- Details
- Published on 12 January 2023
Vol. 669
4. Extragalactic astronomy
Deciphering the extreme X-ray variability of the nuclear transient eRASSt J045650.3-203750. A likely repeating partial tidal disruption event

Optical and X-ray wide-field surveys are discovering tidal disruption events coincident with the nuclei of distant galaxies in increasing numbers. These events signal the disruption by tidal forces of a star passing too close to the central supermassive black hole harbored in the center of a galaxy. They are one-time events. After the disruption of the star, the fuel to the black hole decreases and the event dims. In rare occasions, the star can be on an elliptical orbit rather than on a parabolic one. In this case, multiple disruptions are possible, occurring at each periastron passage.
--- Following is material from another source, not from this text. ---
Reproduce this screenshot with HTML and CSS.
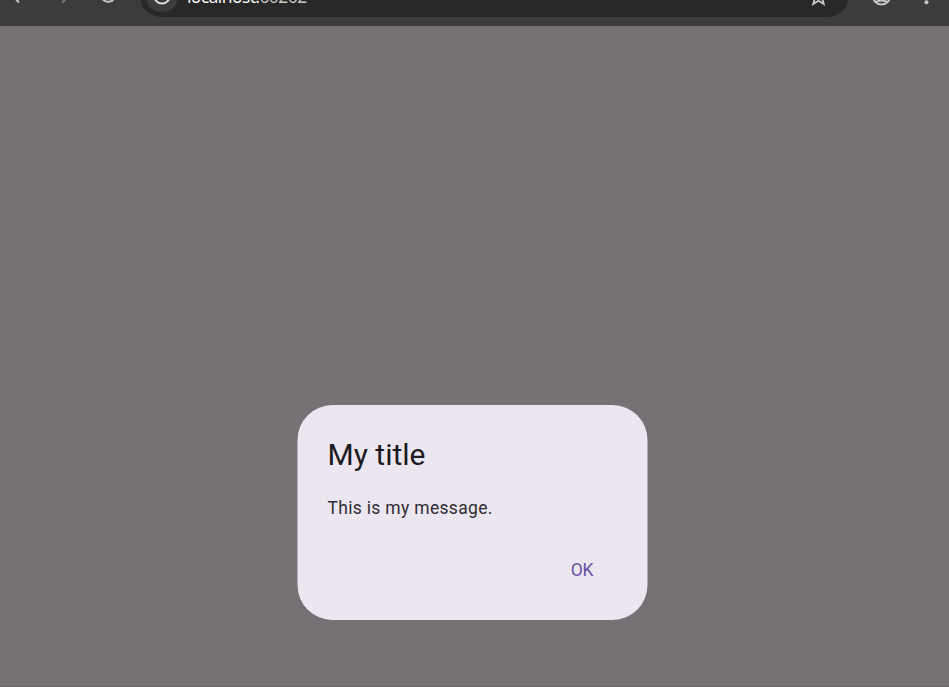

Here, Liu et al. report on the eROSITA discovery of a repeating tidal disruption event, likely arising from the partial disruption of a star. Three passages are observed, with the last two monitored in great detail thanks to Swift and NICER observations. The recurrence period is ~220 days. Interestingly, the rise to the peak of the X-ray emission is slow, but the decay is extremely sharp. The authors suggest that this drop might be connected to the disruption of the corona of the accretion disk, mimicking a similar transition observed in smaller accreting black holes in our Galaxy.